UNA MUJER de los llamados niños de Morelia le dijo al presidente Zapatero: "Hemos tenido que esperar 30 años para recibir un solo gesto de un presidente democrático de España". Eran niños cuando salieron de España, no tenían ni arte ni parte en aquella contienda que determinó sus vidas. El México de Cárdenas les acogió. Hoy quedan un centenar de supervivientes, que vivían mirando de reojo a España, esperando un reconocimiento que no llegaba hasta que Zapatero se lo dio.

Zapatero tiene razón en su empeño por reconstruir la memoria democrática de este país. Es cierto que la historia de España es la que es y la tradición democrática es escasa. Pero esto no legitima los ejercicios de confusión destinados a hacer creer a la gente que en última instancia es igual una elección que un golpe de Estado y que el franquismo es tan legítimo como la II República. No es fácil, obviamente, la cuestión de la memoria en España. La derecha ha estado prácticamente ausente hasta la transición en los escasos movimientos de carácter democrático que ha habido en este país, la Iglesia católica ha estado siempre al lado de los dictadores, y la izquierda tiene también algunos armarios cargados de cadáveres.

La derecha hace su papel. Con todo el cinismo, apela a uno de los valores de la transición democrática, el consenso, para negar el derecho a la memoria histórica con un solo objetivo: blanquear el franquismo. Se trata de dejar la memoria como un paisaje oscuro, de modo que, en la noche del pasado, franquistas y demócratas parezcan lo mismo. Naturalmente, cuenta para esta tarea con el impagable trabajo de una Iglesia católica que en vez de reconocer las atrocidades cometidas en su tarea de puntal ideológico del franquismo, se dedica a tratar de erosionar el Estado democrático por la vía del rechazo de cualquier medida que aumente los derechos y las oportunidades de los ciudadanos. Afortunadamente, desde que llegó la democracia ha perdido todas las batallas.

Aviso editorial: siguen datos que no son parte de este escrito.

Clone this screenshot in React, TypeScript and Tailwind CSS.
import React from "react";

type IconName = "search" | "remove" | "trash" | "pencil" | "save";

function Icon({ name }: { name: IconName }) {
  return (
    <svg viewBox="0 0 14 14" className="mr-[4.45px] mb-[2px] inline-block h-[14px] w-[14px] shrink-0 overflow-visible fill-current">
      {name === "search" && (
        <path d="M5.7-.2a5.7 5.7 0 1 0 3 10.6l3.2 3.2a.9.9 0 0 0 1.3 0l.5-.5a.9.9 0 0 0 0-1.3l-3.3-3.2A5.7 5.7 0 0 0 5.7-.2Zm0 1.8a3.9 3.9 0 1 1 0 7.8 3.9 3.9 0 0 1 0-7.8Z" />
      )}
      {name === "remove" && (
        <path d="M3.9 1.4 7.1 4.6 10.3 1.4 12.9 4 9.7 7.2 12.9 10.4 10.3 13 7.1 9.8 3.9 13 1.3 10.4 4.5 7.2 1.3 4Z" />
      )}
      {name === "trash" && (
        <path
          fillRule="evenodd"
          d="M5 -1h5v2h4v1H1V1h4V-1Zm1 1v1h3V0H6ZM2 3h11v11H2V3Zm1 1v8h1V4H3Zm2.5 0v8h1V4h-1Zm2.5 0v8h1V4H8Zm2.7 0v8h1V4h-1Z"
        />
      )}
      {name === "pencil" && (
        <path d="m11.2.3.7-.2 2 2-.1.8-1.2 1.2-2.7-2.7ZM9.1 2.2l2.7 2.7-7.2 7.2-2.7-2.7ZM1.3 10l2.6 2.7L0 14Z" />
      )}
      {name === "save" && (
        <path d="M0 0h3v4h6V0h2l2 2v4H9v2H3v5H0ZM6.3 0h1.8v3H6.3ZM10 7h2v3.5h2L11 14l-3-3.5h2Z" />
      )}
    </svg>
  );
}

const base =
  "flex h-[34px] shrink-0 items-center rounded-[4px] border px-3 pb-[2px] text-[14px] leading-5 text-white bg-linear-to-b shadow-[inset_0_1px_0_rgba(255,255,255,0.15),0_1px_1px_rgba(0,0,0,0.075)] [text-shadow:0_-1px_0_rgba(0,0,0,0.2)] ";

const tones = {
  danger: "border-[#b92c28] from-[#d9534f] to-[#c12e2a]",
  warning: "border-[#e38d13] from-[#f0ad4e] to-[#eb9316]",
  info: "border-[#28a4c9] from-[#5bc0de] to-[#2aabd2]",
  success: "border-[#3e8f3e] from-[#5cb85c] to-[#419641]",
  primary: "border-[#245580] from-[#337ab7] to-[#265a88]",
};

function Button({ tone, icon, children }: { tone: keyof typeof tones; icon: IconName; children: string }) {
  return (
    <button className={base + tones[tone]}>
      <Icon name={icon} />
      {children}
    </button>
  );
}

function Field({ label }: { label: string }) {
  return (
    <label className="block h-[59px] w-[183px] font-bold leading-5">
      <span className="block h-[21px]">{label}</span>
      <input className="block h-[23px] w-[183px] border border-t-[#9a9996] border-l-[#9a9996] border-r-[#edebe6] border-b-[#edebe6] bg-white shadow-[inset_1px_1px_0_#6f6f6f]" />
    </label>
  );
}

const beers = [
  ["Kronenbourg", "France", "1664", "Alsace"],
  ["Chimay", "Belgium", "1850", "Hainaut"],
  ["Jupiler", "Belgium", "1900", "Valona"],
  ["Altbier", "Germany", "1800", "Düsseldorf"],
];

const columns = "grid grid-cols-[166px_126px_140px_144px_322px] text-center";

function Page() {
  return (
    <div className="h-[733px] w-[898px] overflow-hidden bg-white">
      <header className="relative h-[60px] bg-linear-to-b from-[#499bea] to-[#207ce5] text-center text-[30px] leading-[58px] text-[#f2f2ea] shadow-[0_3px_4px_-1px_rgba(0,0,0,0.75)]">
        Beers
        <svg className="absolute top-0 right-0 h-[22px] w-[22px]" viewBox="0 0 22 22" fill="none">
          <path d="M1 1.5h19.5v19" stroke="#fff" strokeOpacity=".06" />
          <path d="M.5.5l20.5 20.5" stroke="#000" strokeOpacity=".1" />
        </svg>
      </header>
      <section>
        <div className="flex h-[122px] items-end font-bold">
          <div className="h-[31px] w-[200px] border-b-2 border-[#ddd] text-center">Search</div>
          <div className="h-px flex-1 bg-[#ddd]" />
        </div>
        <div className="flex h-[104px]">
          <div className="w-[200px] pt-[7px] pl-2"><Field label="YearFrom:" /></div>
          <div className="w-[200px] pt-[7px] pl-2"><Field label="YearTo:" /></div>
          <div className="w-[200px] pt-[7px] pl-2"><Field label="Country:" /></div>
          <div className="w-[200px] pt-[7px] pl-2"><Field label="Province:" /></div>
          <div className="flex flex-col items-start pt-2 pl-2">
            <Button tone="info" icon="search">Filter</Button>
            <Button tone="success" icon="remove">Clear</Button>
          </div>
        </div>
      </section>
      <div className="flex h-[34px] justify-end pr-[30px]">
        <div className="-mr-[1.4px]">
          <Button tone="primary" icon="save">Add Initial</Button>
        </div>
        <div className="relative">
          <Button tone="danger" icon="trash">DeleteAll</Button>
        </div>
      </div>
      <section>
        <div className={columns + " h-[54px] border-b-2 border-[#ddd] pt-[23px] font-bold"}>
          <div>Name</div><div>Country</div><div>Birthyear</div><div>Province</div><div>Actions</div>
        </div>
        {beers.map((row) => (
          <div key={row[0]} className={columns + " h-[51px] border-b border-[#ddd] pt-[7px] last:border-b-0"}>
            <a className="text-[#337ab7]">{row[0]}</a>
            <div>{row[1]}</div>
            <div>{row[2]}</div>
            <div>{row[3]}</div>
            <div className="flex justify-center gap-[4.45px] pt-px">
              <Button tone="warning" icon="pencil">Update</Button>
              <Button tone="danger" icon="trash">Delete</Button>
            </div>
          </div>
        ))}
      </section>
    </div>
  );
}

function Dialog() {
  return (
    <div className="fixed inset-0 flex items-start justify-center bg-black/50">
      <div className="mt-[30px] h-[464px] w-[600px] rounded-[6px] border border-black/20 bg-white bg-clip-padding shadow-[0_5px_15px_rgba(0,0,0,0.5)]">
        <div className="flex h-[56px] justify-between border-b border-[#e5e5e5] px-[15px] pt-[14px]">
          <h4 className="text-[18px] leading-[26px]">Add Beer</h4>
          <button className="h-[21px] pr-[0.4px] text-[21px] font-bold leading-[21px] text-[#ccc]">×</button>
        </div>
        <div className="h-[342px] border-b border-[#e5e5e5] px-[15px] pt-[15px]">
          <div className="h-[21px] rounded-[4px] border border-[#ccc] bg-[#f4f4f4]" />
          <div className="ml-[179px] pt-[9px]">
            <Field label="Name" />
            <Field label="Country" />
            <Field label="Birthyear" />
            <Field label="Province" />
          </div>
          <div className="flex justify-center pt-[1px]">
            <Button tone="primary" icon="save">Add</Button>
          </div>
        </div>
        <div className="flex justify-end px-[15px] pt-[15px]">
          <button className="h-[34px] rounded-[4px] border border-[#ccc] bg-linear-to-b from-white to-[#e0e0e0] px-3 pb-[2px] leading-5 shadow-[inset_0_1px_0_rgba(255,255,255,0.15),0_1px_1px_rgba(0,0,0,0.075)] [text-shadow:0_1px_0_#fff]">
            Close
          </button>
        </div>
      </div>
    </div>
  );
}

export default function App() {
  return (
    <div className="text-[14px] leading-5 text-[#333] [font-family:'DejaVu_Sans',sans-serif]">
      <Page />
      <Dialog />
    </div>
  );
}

En la izquierda sería lógico que se produjera un debate de fondo, porque la recuperación de la memoria democrática no significa mitificar los escasos y precarios momentos democráticos de la historia de España. Pero algunos, siempre temerosos ante el griterío de la derecha, acusan a Zapatero de imprudente por introducir un factor de división. No sólo es legítimo echar una mirada al pasado con las lentes de una democracia consolidada, hecho insólito en la historia de España, sino que es una obligación si se quiere asentar en este país la cultura democrática que nunca tuvo. El miedo a decir las cosas por su propio nombre podía justificarse en los imprevisibles días del inicio de la transición, pero con la democracia consolidada sólo puede servir para que ésta cristalice en un nivel bajo de calidad. En el fondo es lo que buscan los que piensan que democracia es un día de elecciones y cuatro años para que el Gobierno haga lo que le dé la gana.

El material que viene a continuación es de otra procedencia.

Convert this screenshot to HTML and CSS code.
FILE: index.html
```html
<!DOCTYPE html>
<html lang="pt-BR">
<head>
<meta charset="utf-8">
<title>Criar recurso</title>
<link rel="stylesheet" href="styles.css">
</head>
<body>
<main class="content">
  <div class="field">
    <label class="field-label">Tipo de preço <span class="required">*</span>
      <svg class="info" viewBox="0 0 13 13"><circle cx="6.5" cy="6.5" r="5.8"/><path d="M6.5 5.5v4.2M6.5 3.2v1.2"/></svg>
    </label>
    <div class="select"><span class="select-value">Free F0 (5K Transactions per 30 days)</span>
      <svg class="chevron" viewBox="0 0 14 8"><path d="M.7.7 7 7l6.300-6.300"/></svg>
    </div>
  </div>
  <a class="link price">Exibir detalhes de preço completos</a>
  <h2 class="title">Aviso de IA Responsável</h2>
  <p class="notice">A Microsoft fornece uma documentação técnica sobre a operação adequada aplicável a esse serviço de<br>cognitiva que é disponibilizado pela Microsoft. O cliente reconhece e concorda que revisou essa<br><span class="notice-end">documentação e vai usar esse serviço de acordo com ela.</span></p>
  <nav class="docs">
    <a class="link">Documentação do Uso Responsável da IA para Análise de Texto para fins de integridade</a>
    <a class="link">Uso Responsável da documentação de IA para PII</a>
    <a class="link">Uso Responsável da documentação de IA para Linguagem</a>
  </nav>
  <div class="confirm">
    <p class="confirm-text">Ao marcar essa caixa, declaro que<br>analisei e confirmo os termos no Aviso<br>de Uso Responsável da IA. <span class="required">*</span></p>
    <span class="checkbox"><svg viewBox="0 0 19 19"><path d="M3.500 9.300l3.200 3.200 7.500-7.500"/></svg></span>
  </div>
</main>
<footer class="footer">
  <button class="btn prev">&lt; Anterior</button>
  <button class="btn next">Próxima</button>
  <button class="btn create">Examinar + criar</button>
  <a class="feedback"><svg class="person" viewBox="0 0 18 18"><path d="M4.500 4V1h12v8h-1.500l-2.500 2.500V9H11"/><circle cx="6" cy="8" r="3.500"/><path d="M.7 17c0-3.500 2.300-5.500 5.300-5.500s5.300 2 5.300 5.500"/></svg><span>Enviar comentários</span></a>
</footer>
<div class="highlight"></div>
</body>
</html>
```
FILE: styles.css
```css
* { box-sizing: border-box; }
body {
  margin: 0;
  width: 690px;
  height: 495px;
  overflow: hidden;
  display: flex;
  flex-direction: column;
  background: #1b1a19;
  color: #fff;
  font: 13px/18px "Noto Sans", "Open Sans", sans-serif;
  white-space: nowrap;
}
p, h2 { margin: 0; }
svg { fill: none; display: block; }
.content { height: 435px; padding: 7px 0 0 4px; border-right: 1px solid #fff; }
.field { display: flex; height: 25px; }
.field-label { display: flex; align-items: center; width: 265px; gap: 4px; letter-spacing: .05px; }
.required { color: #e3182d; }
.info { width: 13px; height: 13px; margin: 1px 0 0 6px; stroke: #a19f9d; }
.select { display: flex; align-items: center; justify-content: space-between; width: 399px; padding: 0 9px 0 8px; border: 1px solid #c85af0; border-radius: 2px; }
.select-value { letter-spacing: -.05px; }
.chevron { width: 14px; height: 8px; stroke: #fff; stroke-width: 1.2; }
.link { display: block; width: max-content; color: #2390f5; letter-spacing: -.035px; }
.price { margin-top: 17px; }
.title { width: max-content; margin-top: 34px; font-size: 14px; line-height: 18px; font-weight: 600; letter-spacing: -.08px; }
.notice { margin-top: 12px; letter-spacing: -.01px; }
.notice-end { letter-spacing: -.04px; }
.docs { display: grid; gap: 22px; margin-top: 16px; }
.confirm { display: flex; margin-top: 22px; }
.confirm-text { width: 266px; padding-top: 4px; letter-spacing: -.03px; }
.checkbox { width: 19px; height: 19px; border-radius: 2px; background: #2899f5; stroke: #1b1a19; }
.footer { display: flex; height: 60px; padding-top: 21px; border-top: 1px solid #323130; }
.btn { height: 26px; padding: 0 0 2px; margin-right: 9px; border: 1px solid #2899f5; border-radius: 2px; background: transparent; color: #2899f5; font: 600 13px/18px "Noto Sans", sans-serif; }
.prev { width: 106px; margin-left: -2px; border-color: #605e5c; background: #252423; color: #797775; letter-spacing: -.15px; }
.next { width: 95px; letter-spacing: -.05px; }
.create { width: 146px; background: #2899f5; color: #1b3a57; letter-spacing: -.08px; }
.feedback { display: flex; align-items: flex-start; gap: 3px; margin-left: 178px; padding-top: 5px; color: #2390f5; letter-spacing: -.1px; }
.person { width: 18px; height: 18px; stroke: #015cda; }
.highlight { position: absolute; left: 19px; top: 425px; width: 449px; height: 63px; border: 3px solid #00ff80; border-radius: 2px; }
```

En su afán de recuperación de la memoria, el presidente Zapatero ha emitido en México dos mensajes: uno, hacia los hijos de los exiliados al reconocerles el derecho de ser ciudadanos españoles que durante tantos años se les ha denegado; otro, hacia los propios mexicanos: ¿qué puede hacer España en las conmemoraciones del bicentenario de la independencia de este y otros países de Latinoamérica? Esta pregunta la formuló a una docena de intelectuales mexicanos y recibió variedad de respuestas. Sin duda, muchos se preguntarán: ¿qué necesidad tiene Zapatero de meterse en este lío? Si Zapatero apuesta por la recuperación de la memoria no hay que buscar excepciones. Limpiar las relaciones entre España y Latinoamérica de la verborrea de la hispanidad sería un buen servicio. Lo que puede hacer España -y en ello coincidían algunos de los intelectuales interrogados- es reconocer las atrocidades cometidas, exigiendo a los demás que también reconozcan las suyas por elemental principio de reconocimiento mutuo; revalorizar las aportaciones positivas (las dadas y las recibidas), y pensar en el futuro.

Pero a Zapatero, tan interesado en la memoria histórica, le falló la memoria corta. En un discurso ante el presidente Calderón dijo: "No hay muro que pueda imponerse al sueño de una vida mejor". Era una frase un punto ambigua, que podía recoger el aplauso fácil de cualquier crítica a los abusos de los gringos, pero que también podía entenderse como una advertencia a la dificultad de México de ofrecer a los suyos la oportunidad de conseguir sus sueños. Yo también creo en la absurdidad de los muros que pretenden interponerse entre los sueños de las personas. Pero mientras el presidente Zapatero mantenga las vallas de Ceuta y Melilla carece de autoridad moral para dar lección alguna en materia de muros y sueños. Zapatero tiene en su mano los sueños de los que esperan al otro lado de la valla.